In the case of buildings, I imagine this range of stimuli and the reactions they provoke would look something like the following:
What complicates this whole framework is the relationship between attention, attraction, and organized complexity. The language throughout this paper (and others in this vein) is really slippery about complexity’s relationship to beauty and visual enjoyment.
Consider the four findings below, taken from a list of eight given in the paper:
A high degree of organized complexity, defined through nested symmetries, engages the viewer in pre-attentive, unconscious interest.
Visual engagement distributes uniformly throughout a complex, highly ordered composition, with no gaps and few hotspots in the heatmap.
Hotspots in a successful composition’s heatmap coincide with points of functional interest such as the main entry, or prominent windows and other central features.
An unsuccessful (disengaging) composition will show hotspots in irrelevant places such as the building’s corner or edge, or away from the building altogether.
The lion drawing from earlier would seem to be a “successful composition” by the standard in finding 3: the VAS results show an even blue field with orange and red hotspots at the points of functional interest—the creature’s eyes.
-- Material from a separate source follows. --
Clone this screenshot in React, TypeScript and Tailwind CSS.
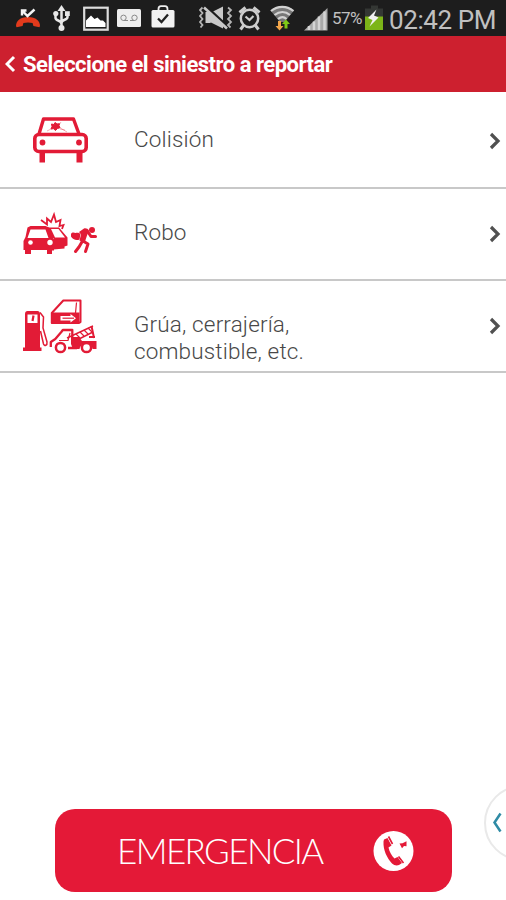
import type { ReactNode } from "react";

function MissedCallIcon() {
  return (
    <svg className="ml-4 h-9 w-6" viewBox="16 0 24 36" fill="none">
      <path d="M16 26c0-5 4-9 12-9s12 4 12 9l-.6 1.200-6-1.200-.8-3c-3-.8-6.200-.8-9.200 0l-.8 3-6 1.200z" fill="#e23a1c" />
      <path d="M22 15.500v-5h4.500M22.500 11l5 5 7-6.500" stroke="#f4f4f4" strokeWidth="2.400" />
    </svg>
  );
}

function UsbIcon() {
  return (
    <svg className="ml-[13px] h-9 w-[17px]" viewBox="53 0 17 36" fill="none">
      <path d="M61.500 9v18M55.500 14v4c0 3 6 2 6 6M67.500 14v3c0 3.500-6 2-6 6" stroke="#e8e8e8" strokeWidth="2.500" />
      <path d="M61.500 5l4 6h-8z" fill="#e8e8e8" />
      <circle cx="61.500" cy="28" r="3" fill="#e8e8e8" />
      <circle cx="55.800" cy="13.500" r="2.600" fill="#e8e8e8" />
      <path d="M65 11.200h4.800V16H65z" fill="#e8e8e8" />
    </svg>
  );
}

function PictureIcon() {
  return (
    <svg className="ml-[13px] h-9 w-[26px]" viewBox="83 0 26 36" fill="none">
      <rect x="84.200" y="7.700" width="23.500" height="22" stroke="#dcdcdc" strokeWidth="2.200" />
      <path d="M86 27v-6.500l5-5 3.500 3.500 3-1.500 3 3h2.500l2.500 2.500v4z" fill="#fff" />
    </svg>
  );
}

function VoicemailIcon() {
  return (
    <svg className="ml-2 h-9 w-6" viewBox="117 0 24 36" fill="none">
      <rect x="117" y="9" width="24" height="18" rx="1.500" fill="#ededed" />
      <circle cx="123.500" cy="17.800" r="2.700" stroke="#888" />
      <circle cx="134.500" cy="17.800" r="2.700" stroke="#888" />
      <path d="M123.500 20.500h4.500M130 20.500h4.500" stroke="#888" />
    </svg>
  );
}

function BagIcon() {
  return (
    <svg className="ml-2.5 h-9 w-6" viewBox="151 0 24 36" fill="none">
      <path d="M158.500 11V9c0-2 1.200-2.800 2.500-2.800h4c1.300 0 2.500.8 2.500 2.800v2" stroke="#ededed" strokeWidth="1.800" />
      <rect x="151.500" y="10" width="23" height="17.500" rx="1.500" fill="#f2f2f2" />
      <path d="M158 18.500l3.500 3.500 6.500-7.500" stroke="#222" strokeWidth="2.300" />
    </svg>
  );
}

function MuteIcon() {
  return (
    <svg className="ml-[23px] h-9 w-[35px]" viewBox="198 0 35 36" fill="none">
      <path d="M205.500 12h5v11h-5zM210 13l13-6.500v22L210 22z" fill="#c9c9c9" />
      <path d="M205.500 6l22 20.500" stroke="#1d1d1d" strokeWidth="3" />
      <path d="M204 7.500l23 21" stroke="#c9c9c9" strokeWidth="2.600" />
      <path d="M202.500 7.500l-2.500 2.500 2.500 3-2.500 3 2.500 3-2.500 3 2.500 3-2 2.500M228 7.500l3 2.500-3 3 3 3-3 3 3 3-3 3 2.500 2.500" stroke="#b5b5b5" strokeWidth="1.800" />
    </svg>
  );
}

function AlarmIcon() {
  return (
    <svg className="ml-[5px] h-9 w-[23px]" viewBox="238 0 23 36" fill="none">
      <circle cx="249.500" cy="18.500" r="8.700" stroke="#cdcdcd" strokeWidth="2.500" />
      <path d="M245.500 16.500l4 3.500 4-4" stroke="#cdcdcd" strokeWidth="2.200" />
      <path d="M239.500 12.500l6-5M259.500 12.500l-6-5M243.500 25.500l-3 4M255.500 25.500l3 4" stroke="#cdcdcd" strokeWidth="3" />
    </svg>
  );
}

function WifiIcon() {
  return (
    <svg className="ml-[9px] h-9 w-[25px]" viewBox="270 0 25 36" fill="none">
      <path d="M270.500 10.500c7-6 16.500-6 23.500 0l-9.500 11.500h-4.500z" fill="#777" />
      <path d="M271 11c7-5.500 15.500-5.500 22.500 0M274.500 15c5-4 11-4 15.500 0M278 19c3-2.500 6-2.500 8.500 0" stroke="#d2d2d2" strokeWidth="2.200" />
      <path d="M278 21h3v5h2.500l-4 4.500-4-4.500h2.500z" fill="#f3a64a" />
      <path d="M284.500 28.500h3v-4.500h2.500l-4-4.500-4 4.500h2.500z" fill="#7fca16" />
    </svg>
  );
}

function SignalIcon() {
  return (
    <svg className="ml-[9px] h-9 w-6" viewBox="304 0 24 36" fill="none">
      <path d="M304 30.500L327.500 8v22.500z" fill="#a9a9a9" />
      <path d="M309 26v4M314 21.500V30M319 16.500V30M324.500 11.500V30" stroke="#d4d4d4" strokeWidth="2.500" />
    </svg>
  );
}

function BatteryIcon() {
  return (
    <svg className="ml-0.5 h-9 w-[18px]" viewBox="365 0 18 36" fill="none">
      <path d="M371 5.500h7v3h5V17h-18V8.500h6z" fill="#343734" />
      <path d="M365 16.500h18V30h-18z" fill="#7cb518" />
      <path d="M376.500 9.500l-8.500 8.500 4.500 2-3 6.500 9-9-4.500-2z" fill="#f1f1f1" />
    </svg>
  );
}

function StatusBar() {
  return (
    <div className="flex h-9 items-center overflow-hidden whitespace-nowrap bg-[#1d1d1d] text-[#c0c0c0]">
      <MissedCallIcon />
      <UsbIcon />
      <PictureIcon />
      <VoicemailIcon />
      <BagIcon />
      <MuteIcon />
      <AlarmIcon />
      <WifiIcon />
      <SignalIcon />
      <span className="ml-1 w-[31px] text-[17px] leading-9 tracking-[-0.6px]">57%</span>
      <BatteryIcon />
      <span className="ml-[6px] mt-[3px] text-[26px] leading-8 tracking-[-0.4px]">02:42 PM</span>
    </div>
  );
}

function CollisionIcon() {
  return (
    <svg className="h-[70px] w-[100px]" viewBox="0 0 100 70" fill="none" stroke="#e21b36">
      <path d="M24 29l4.500-15h30l5.500 15" strokeWidth="3.400" strokeLinejoin="round" />
      <rect x="19.800" y="29.500" width="51.400" height="17" rx="4" strokeWidth="3.600" />
      <path d="M24.500 48h5.500v9.500h-5.500zM61.500 48h6v9.500h-6z" fill="#e21b36" stroke="none" />
      <circle cx="27.500" cy="37.500" r="2.900" fill="#e21b36" stroke="none" />
      <circle cx="64" cy="37.500" r="2.900" fill="#e21b36" stroke="none" />
      <path d="M36.500 19l2.500.5 1-2 2 1.500 2.500-.3-.5 2 1 2-2.500.8-2 2-2-1.800-2.500.3 1-2.500z" fill="#e21b36" strokeWidth="1" />
      <path d="M32 26l6-3M42 21l10 6M44 20l2-3M45 24l5 1" strokeWidth=".9" opacity=".4" />
    </svg>
  );
}

function RobberyIcon() {
  return (
    <svg className="h-[60px] w-[100px]" viewBox="0 0 100 60" fill="#e21b36">
      <path d="M12.500 22.500l3-1.500h15l3.500 1.500 3.500 10 1.500 2v11h-2V49h-5v-4H16v4h-6v-4H8.500v-9l2-4z" />
      <path d="M15.500 24.500h15l3 8.500h-21z" fill="#fff" />
      <circle cx="15.500" cy="37.500" r="2.300" fill="#fff" />
      <circle cx="35" cy="37.500" r="2.700" fill="#fff" />
      <path d="M33 22.500h11l8.500 10v8l-3 1v2l-11 1V33h-3z" />
      <path d="M36 24h7.500l6.500 8.500h-10z" fill="#fff" />
      <path d="M26 15l6 4.500v-6l4 3.500 3-7.500 2 7.500 4.500-2-1 6 4-1-1.500 4" fill="none" stroke="#e21b36" strokeWidth="1.800" />
      {/* thief running off with the bag */}
      <circle cx="77" cy="25" r="3" />
      <path d="M56 29c1-2 3-1.500 4.500-1 2-.5 4 0 5 1l-1 5.500c-3 1.500-7 0-8.500-3z" />
      <path d="M64 27l5-3.500c2-.5 4 .5 5 2l-2 5-2.500 7.500-5-2.500 1.500-6z" />
      <path
        d="M73 27l3 4.500h4.500M67.500 36l-3.500 6-3.500 4.500M68 36l5 3-2.500 7.500"
        fill="none"
        stroke="#e21b36"
        strokeWidth="3"
        strokeLinejoin="round"
        strokeLinecap="round"
      />
    </svg>
  );
}

function TowIcon() {
  return (
    <svg className="h-[70px] w-[100px]" viewBox="0 0 100 70" fill="none" stroke="#e21b36">
      {/* fuel pump */}
      <path d="M10 24c0-1.800 1-3 2.500-3h10c1.500 0 2.500 1.200 2.500 3v33.500h1.500V61H8v-3.500h2z" fill="#e21b36" stroke="none" />
      <path d="M12.500 24.500h10V33h-10z" fill="#fff" stroke="none" />
      <path d="M18.500 25.500l-1 5.500" strokeWidth="2.200" />
      <path d="M25 22.500l3.500 4.500-.5 11 4 14c.5 3.500-2.500 4.500-3.500 2l-3-13" strokeWidth="1.500" />
      {/* car door */}
      <path d="M36.800 23l11.500-12.500h17.200V32l-2 1H36.800z" strokeWidth="2" strokeLinejoin="round" />
      <path d="M61.500 12.500L60.500 23" strokeWidth="1.200" />
      <path d="M36.500 22.500h28V33.500h-28z" fill="#e21b36" stroke="none" />
      <path d="M45.500 26h10v-2l5.500 4.200-5.500 4.300v-2h-10z" fill="#fff" stroke="none" />
      <path d="M47.500 28.200H59" strokeWidth="1.200" />
      {/* tow truck */}
      <path d="M35.800 57v-5l4.500-3 6-7 1.500-2h9.500v9M62 58H53" strokeWidth="2.300" strokeLinejoin="round" />
      <path d="M44 50.500h9l2-7.500" strokeWidth="1.200" />
      <path d="M56 47h8l3 4h14.500v8h-4c-1-8-11-8-13 0H58l-2-5z" fill="#e21b36" stroke="none" />
      <circle cx="45.500" cy="57.500" r="4.600" fill="#fff" strokeWidth="2.500" />
      <circle cx="71.500" cy="57.500" r="4.600" fill="#fff" strokeWidth="2.500" />
      <path d="M52 48l26-12M62 50l16-8" strokeWidth="1.400" />
      <path d="M61 44l4 4M65 42l4 4M69 40l4 4M73 38l4 4" strokeWidth="1.100" />
      <path d="M76.500 36l2.500 12M74 47h6" strokeWidth="2" />
    </svg>
  );
}

function RowChevron() {
  return (
    <svg className="h-[18px] w-3" viewBox="0 0 12 18" fill="none">
      <path d="M2 2l7 7-7 7" stroke="#505050" strokeWidth="3.200" />
    </svg>
  );
}

type RowProps = {
  icon: ReactNode;
  className: string;
  children: ReactNode;
};

function ClaimRow({ icon, className, children }: RowProps) {
  return (
    <button
      className={`flex w-full items-start border-b-2 border-[#c8c8c8] text-left ${className}`}
    >
      <span className="ml-[15px] w-[119px] shrink-0">{icon}</span>
      <span className="mt-[30px] flex-1 text-[22.500px] font-light leading-[27px] tracking-[0.15px] text-[#484848]">
        {children}
      </span>
      <span className="mr-[5px] mt-9">
        <RowChevron />
      </span>
    </button>
  );
}

export default function App() {
  return (
    <div className="relative flex h-[900px] w-[506px] flex-col overflow-hidden bg-white font-['Roboto',sans-serif]">
      <StatusBar />
      <header className="flex h-14 items-center bg-[#cd202f] pl-[5px] text-white">
        <svg className="h-[18px] w-[11px]" viewBox="0 0 11 18" fill="none">
          <path d="M9 2L2 9l7 7" stroke="currentColor" strokeWidth="3" />
        </svg>
        <h1 className="ml-[7px] whitespace-nowrap text-[22px] font-bold tracking-[-0.5px]">
          Seleccione el siniestro a reportar
        </h1>
      </header>

      <main>
        <ClaimRow className="h-[97px] pt-1" icon={<div className="pt-[9px]"><CollisionIcon /></div>}>
          Colisión
        </ClaimRow>
        <ClaimRow className="h-[92px]" icon={<div className="pt-4"><RobberyIcon /></div>}>
          Robo
        </ClaimRow>
        <ClaimRow className="h-[92px]" icon={<div className="pt-[9px]"><TowIcon /></div>}>
          Grúa, cerrajería,
          <br />
          combustible, etc.
        </ClaimRow>
      </main>

      <button className="mb-2 ml-[55px] mt-auto flex h-[83px] w-[397px] items-center rounded-[20px] bg-[#e41937] text-white">
        <span className="ml-[62px] w-[256px] text-left font-['Lato',sans-serif] text-[35px] font-light tracking-[-1.6px]">
          EMERGENCIA
        </span>
        <svg className="h-[42px] w-[42px]" viewBox="0 0 42 42" fill="#e41937">
          <circle cx="20.500" cy="21" r="20" fill="#fff" />
          <path d="M11 9.500l3.500-1.500 4 7.500-3 2c1 4.500 3 8 6 11l3-1.500 4.500 6-3 2c-2 1-5 .5-7-1.500C14 28 10 20 10.500 11.500z" />
          <path d="M15.500 6.500l4 7.500M25.500 26.500l5 6.500" stroke="#e41937" strokeWidth="1.600" />
          <path d="M26.500 13.500l3-.2 4-2v5l-2.500-.3-2 2.200z" />
        </svg>
      </button>

      {/* floating side handle, cut off by the screen edge */}
      <div className="absolute left-[484px] top-[785px] h-[76px] w-[76px] rounded-full border-2 border-[#e9e9e9] bg-white">
        <svg className="ml-1.5 mt-[25px] h-[22px] w-3" viewBox="0 0 12 22" fill="none">
          <path d="M8.500 1.500L2.500 10.500l6 9" stroke="#2f8ba5" strokeWidth="2.500" />
        </svg>
      </div>
    </div>
  );
}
At the same time, a facade which induces the same mental response as seeing a predator in the wild sounds like a bad thing. When an architect uses VAS to guide their facade composition toward a more “successful” heatmap, what’s to stop them from inadvertently designing a lion?
It’s not mentioned in the paper, but I imagine removing or desaturating extraneous vegetation would “improve” VAS inputs in much the same way as removing clouds.